**Exercise**
Answer with a single number: the count of lines that hold "styles".

────────

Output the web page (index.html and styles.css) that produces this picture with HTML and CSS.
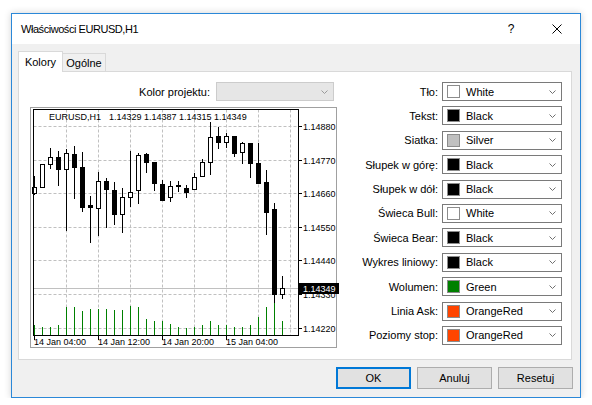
FILE: index.html
```html
<!DOCTYPE html>
<html lang="pl">
<head>
<meta charset="utf-8">
<title>Właściwości EURUSD,H1</title>
<link rel="stylesheet" href="styles.css">
</head>
<body>
<div class="window">
  <div class="titlebar">
    <span class="title">Właściwości EURUSD,H1</span>
    <span class="cap-btn help">?</span>
    <span class="cap-btn close"><svg width="10" height="10" viewBox="0 0 10 10"><path d="M0.5 0.5L9.5 9.5M9.5 0.5L0.5 9.5" stroke="#000" stroke-width="1" fill="none"/></svg></span>
  </div>
  <div class="body">
    <div class="tabs">
      <div class="tab active">Kolory</div>
      <div class="tab">Ogólne</div>
    </div>
    <div class="panel">
      <div class="left">
        <div class="project-row">
          <span>Kolor projektu:</span>
          <div class="combo disabled"><svg class="chev" width="7" height="4" viewBox="0 0 7 4"><path d="M0.5 0.5L3.5 3.5L6.5 0.5" fill="none" stroke="#9a9a9a"/></svg></div>
        </div>
        <div class="chart">
          <svg class="chart-svg" width="305" height="239" viewBox="0 0 305 239">
            <g class="grid">
              <path d="M2.5 18.5H267.5M2.5 52.5H267.5M2.5 85.5H267.5M2.5 119.5H267.5M2.5 152.5H267.5M2.5 186.5H267.5M2.5 220.5H267.5"/>
              <path d="M35.5 1.5V227.5M67.5 1.5V227.5M99.5 1.5V227.5M131.5 1.5V227.5M163.5 1.5V227.5M195.5 1.5V227.5M227.5 1.5V227.5M259.5 1.5V227.5"/>
            </g>
            <path class="askline" d="M2.5 180.5H267.5"/>
            <path class="vol" d="M3.5 217V227M11.5 219V227M19.5 219V227M27.5 217V227M35.5 199V227M43.5 199V227M51.5 203V227M59.5 201V227M67.5 201V227M75.5 201V227M83.5 202V227M91.5 202V227M99.5 198V227M107.5 199V227M115.5 211V227M123.5 213V227M131.5 213V227M139.5 216V227M147.5 219V227M155.5 220V227M163.5 219V227M171.5 217V227M179.5 213V227M187.5 217V227M195.5 217V227M203.5 219V227M211.5 219V227M219.5 217V227M227.5 209V227M235.5 199V227M243.5 195V227M251.5 213V227"/>
            <path class="wick" d="M3.5 68V87M11.5 56V80M19.5 40V61M27.5 43V78M35.5 41V123M43.5 38V91M51.5 44V104M59.5 88V135M67.5 64V128M75.5 70V120M83.5 74V117M91.5 80V125M99.5 43V99M107.5 45V96M115.5 45V65M123.5 54V83M131.5 72V92M139.5 73V94M147.5 73V84M155.5 77V90M163.5 65V82M171.5 51V68M179.5 14V67M187.5 19V41M195.5 25V40M203.5 28V49M211.5 34V56M219.5 35V70M227.5 35V76M235.5 62V127M243.5 95V195M251.5 168V191"/>
            <g class="bull">
              <rect x="1.5" y="79.5" width="4" height="6"/>
              <rect x="9.5" y="56.5" width="4" height="23"/>
              <rect x="17.5" y="49.5" width="4" height="7"/>
              <rect x="33.5" y="45.5" width="4" height="16"/>
              <rect x="65.5" y="73.5" width="4" height="27"/>
              <rect x="89.5" y="89.5" width="4" height="17"/>
              <rect x="97.5" y="84.5" width="4" height="5"/>
              <rect x="105.5" y="47.5" width="4" height="35"/>
              <rect x="137.5" y="78.5" width="4" height="11"/>
              <rect x="161.5" y="69.5" width="4" height="12"/>
              <rect x="169.5" y="54.5" width="4" height="14"/>
              <rect x="177.5" y="29.5" width="4" height="25"/>
              <rect x="193.5" y="28.5" width="4" height="6"/>
              <rect x="209.5" y="35.5" width="4" height="9"/>
              <rect x="249.5" y="180.5" width="4" height="6"/>
            </g>
            <g class="bear">
              <rect x="25" y="49" width="5" height="13"/>
              <rect x="41" y="46" width="5" height="14"/>
              <rect x="49" y="59" width="5" height="41"/>
              <rect x="57" y="97" width="5" height="3"/>
              <rect x="73" y="73" width="5" height="9"/>
              <rect x="81" y="82" width="5" height="25"/>
              <rect x="113" y="46" width="5" height="9"/>
              <rect x="121" y="54" width="5" height="22"/>
              <rect x="129" y="76" width="5" height="17"/>
              <rect x="145" y="77" width="5" height="2"/>
              <rect x="153" y="80" width="5" height="5"/>
              <rect x="185" y="28" width="5" height="7"/>
              <rect x="201" y="28" width="5" height="18"/>
              <rect x="217" y="35" width="5" height="21"/>
              <rect x="225" y="55" width="5" height="21"/>
              <rect x="233" y="74" width="5" height="31"/>
              <rect x="241" y="101" width="5" height="86"/>
            </g>
            <rect class="frame" x="2.5" y="1.5" width="265" height="226"/>
            <path class="tick" d="M268 18.5H271M268 52.5H271M268 85.5H271M268 119.5H271M268 152.5H271M268 186.5H271M268 220.5H271M3.5 228V232M67.5 228V232M131.5 228V232M195.5 228V232"/>
            <g class="ax">
              <text x="18" y="12">EURUSD,H1</text>
              <text x="78" y="12">1.14329 1.14387 1.14315 1.14349</text>
              <text x="272" y="21.5">1.14880</text>
              <text x="272" y="55.5">1.14770</text>
              <text x="272" y="88.5">1.14660</text>
              <text x="272" y="122.5">1.14550</text>
              <text x="272" y="155.5">1.14440</text>
              <text x="272" y="189.5">1.14330</text>
              <text x="272" y="223.5">1.14220</text>
              <text x="3" y="236.5">14 Jan 04:00</text>
              <text x="67" y="236.5">14 Jan 12:00</text>
              <text x="131" y="236.5">14 Jan 20:00</text>
              <text x="195" y="236.5">15 Jan 04:00</text>
            </g>
            <rect x="267" y="175" width="41" height="11" fill="#000"/>
            <text class="ax price-now" x="272" y="184">1.14349</text>
          </svg>
        </div>
      </div>
      <div class="settings">
        <span class="lbl">Tło:</span>
        <div class="combo"><span class="swatch" style="background:#ffffff"></span><span class="name">White</span><svg class="chev" width="7" height="4" viewBox="0 0 7 4"><path d="M0.5 0.5L3.5 3.5L6.5 0.5" fill="none" stroke="#707070"/></svg></div>
        <span class="lbl">Tekst:</span>
        <div class="combo"><span class="swatch" style="background:#000000"></span><span class="name">Black</span><svg class="chev" width="7" height="4" viewBox="0 0 7 4"><path d="M0.5 0.5L3.5 3.5L6.5 0.5" fill="none" stroke="#707070"/></svg></div>
        <span class="lbl">Siatka:</span>
        <div class="combo"><span class="swatch" style="background:#c0c0c0"></span><span class="name">Silver</span><svg class="chev" width="7" height="4" viewBox="0 0 7 4"><path d="M0.5 0.5L3.5 3.5L6.5 0.5" fill="none" stroke="#707070"/></svg></div>
        <span class="lbl">Słupek w górę:</span>
        <div class="combo"><span class="swatch" style="background:#000000"></span><span class="name">Black</span><svg class="chev" width="7" height="4" viewBox="0 0 7 4"><path d="M0.5 0.5L3.5 3.5L6.5 0.5" fill="none" stroke="#707070"/></svg></div>
        <span class="lbl">Słupek w dół:</span>
        <div class="combo"><span class="swatch" style="background:#000000"></span><span class="name">Black</span><svg class="chev" width="7" height="4" viewBox="0 0 7 4"><path d="M0.5 0.5L3.5 3.5L6.5 0.5" fill="none" stroke="#707070"/></svg></div>
        <span class="lbl">Świeca Bull:</span>
        <div class="combo"><span class="swatch" style="background:#ffffff"></span><span class="name">White</span><svg class="chev" width="7" height="4" viewBox="0 0 7 4"><path d="M0.5 0.5L3.5 3.5L6.5 0.5" fill="none" stroke="#707070"/></svg></div>
        <span class="lbl">Świeca Bear:</span>
        <div class="combo"><span class="swatch" style="background:#000000"></span><span class="name">Black</span><svg class="chev" width="7" height="4" viewBox="0 0 7 4"><path d="M0.5 0.5L3.5 3.5L6.5 0.5" fill="none" stroke="#707070"/></svg></div>
        <span class="lbl">Wykres liniowy:</span>
        <div class="combo"><span class="swatch" style="background:#000000"></span><span class="name">Black</span><svg class="chev" width="7" height="4" viewBox="0 0 7 4"><path d="M0.5 0.5L3.5 3.5L6.5 0.5" fill="none" stroke="#707070"/></svg></div>
        <span class="lbl">Wolumen:</span>
        <div class="combo"><span class="swatch" style="background:#008000"></span><span class="name">Green</span><svg class="chev" width="7" height="4" viewBox="0 0 7 4"><path d="M0.5 0.5L3.5 3.5L6.5 0.5" fill="none" stroke="#707070"/></svg></div>
        <span class="lbl">Linia Ask:</span>
        <div class="combo"><span class="swatch" style="background:#ff4500"></span><span class="name">OrangeRed</span><svg class="chev" width="7" height="4" viewBox="0 0 7 4"><path d="M0.5 0.5L3.5 3.5L6.5 0.5" fill="none" stroke="#707070"/></svg></div>
        <span class="lbl">Poziomy stop:</span>
        <div class="combo"><span class="swatch" style="background:#ff4500"></span><span class="name">OrangeRed</span><svg class="chev" width="7" height="4" viewBox="0 0 7 4"><path d="M0.5 0.5L3.5 3.5L6.5 0.5" fill="none" stroke="#707070"/></svg></div>
      </div>
    </div>
    <div class="buttons">
      <button class="btn default">OK</button>
      <button class="btn">Anuluj</button>
      <button class="btn">Resetuj</button>
    </div>
  </div>
</div>
</body>
</html>
```
FILE: styles.css
```css
html, body {
  margin: 0;
  padding: 0;
  background: #ffffff;
}
body {
  font-family: "Liberation Sans", Arial, sans-serif;
  font-size: 11px;
  color: #000;
}
.window {
  margin: 13px 0 0 11px;
  width: 570px;
  height: 385px;
  box-sizing: border-box;
  border: 1px solid #2b88d8;
  background: #f0f0f0;
  display: flex;
  flex-direction: column;
  box-shadow: 0 0 7px rgba(0, 0, 0, 0.18);
}
.titlebar {
  height: 30px;
  flex: none;
  background: #ffffff;
  display: flex;
  align-items: center;
  padding-left: 9px;
}
.title {
  flex: 1;
  font-size: 11px;
  letter-spacing: -0.45px;
}
.cap-btn {
  width: 46px;
  height: 30px;
  display: flex;
  align-items: center;
  justify-content: center;
}
.help {
  font-size: 12px;
}
.body {
  flex: 1;
  display: flex;
  flex-direction: column;
  padding: 7px 0 0 6px;
}
.tabs {
  display: flex;
  align-items: flex-end;
  height: 21px;
  margin-bottom: -1px;
  position: relative;
  z-index: 1;
}
.tab {
  box-sizing: border-box;
  border: 1px solid #d9d9d9;
  border-bottom: none;
  text-align: center;
  display: flex;
  align-items: center;
  justify-content: center;
}
.tab.active {
  width: 45px;
  height: 21px;
  background: #ffffff;
  padding-bottom: 1px;
}
.tab:not(.active) {
  width: 43px;
  height: 18px;
  margin-bottom: 1px;
  border-left: none;
  background: #f0f0f0;
}
.panel {
  width: 554px;
  height: 289px;
  box-sizing: border-box;
  border: 1px solid #d9d9d9;
  background: #ffffff;
  display: flex;
  justify-content: space-between;
  padding: 10px 9px 0 11px;
}
.left {
  width: 307px;
  display: flex;
  flex-direction: column;
}
.project-row {
  display: flex;
  justify-content: flex-end;
  align-items: center;
  gap: 6px;
  height: 19px;
  padding-right: 3px;
}
.chart {
  margin-top: 6px;
  height: 241px;
  box-sizing: border-box;
  border: 1px solid #a0a0a0;
  background: #ffffff;
}
.chart-svg {
  display: block;
  overflow: visible;
}
.grid path {
  fill: none;
  stroke: #c0c0c0;
  stroke-width: 1;
  stroke-dasharray: 3 2;
}
.askline {
  fill: none;
  stroke: #c0c0c0;
  stroke-width: 1;
}
.vol {
  fill: none;
  stroke: #008000;
  stroke-width: 1;
}
.wick {
  fill: none;
  stroke: #000;
  stroke-width: 1;
}
.bull rect {
  fill: #ffffff;
  stroke: #000;
  stroke-width: 1;
}
.bear rect {
  fill: #000;
}
.frame {
  fill: none;
  stroke: #000;
  stroke-width: 1;
}
.tick {
  fill: none;
  stroke: #000;
  stroke-width: 1;
}
.ax {
  font-family: "Liberation Sans", Arial, sans-serif;
  font-size: 9px;
  fill: #000;
}
.ax.price-now {
  fill: #ffffff;
}
.settings {
  display: grid;
  grid-template-columns: auto 120px;
  grid-auto-rows: 19px;
  column-gap: 4px;
  row-gap: 5.4px;
  align-items: center;
  align-content: start;
}
.lbl {
  text-align: right;
  white-space: nowrap;
}
.combo {
  box-sizing: border-box;
  height: 19px;
  border: 1px solid #7a7a7a;
  background: #ffffff;
  display: flex;
  align-items: center;
  padding-left: 4px;
}
.combo.disabled {
  width: 118px;
  border-color: #cccccc;
  background: #e6e6e6;
}
.swatch {
  width: 13px;
  height: 13px;
  box-sizing: border-box;
  border: 1px solid #8c8c8c;
  flex: none;
}
.name {
  margin-left: 6px;
}
.chev {
  margin-left: auto;
  margin-right: 5px;
  flex: none;
}
.buttons {
  display: flex;
  justify-content: flex-end;
  gap: 6px;
  margin-top: 7px;
  padding-right: 7px;
}
.btn {
  width: 75px;
  height: 22px;
  box-sizing: border-box;
  border: 1px solid #adadad;
  background: #e1e1e1;
  font-family: "Liberation Sans", Arial, sans-serif;
  font-size: 11px;
  color: #000;
  padding: 0;
}
.btn.default {
  border: 2px solid #0078d7;
}
```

────────

**Output of the task**
3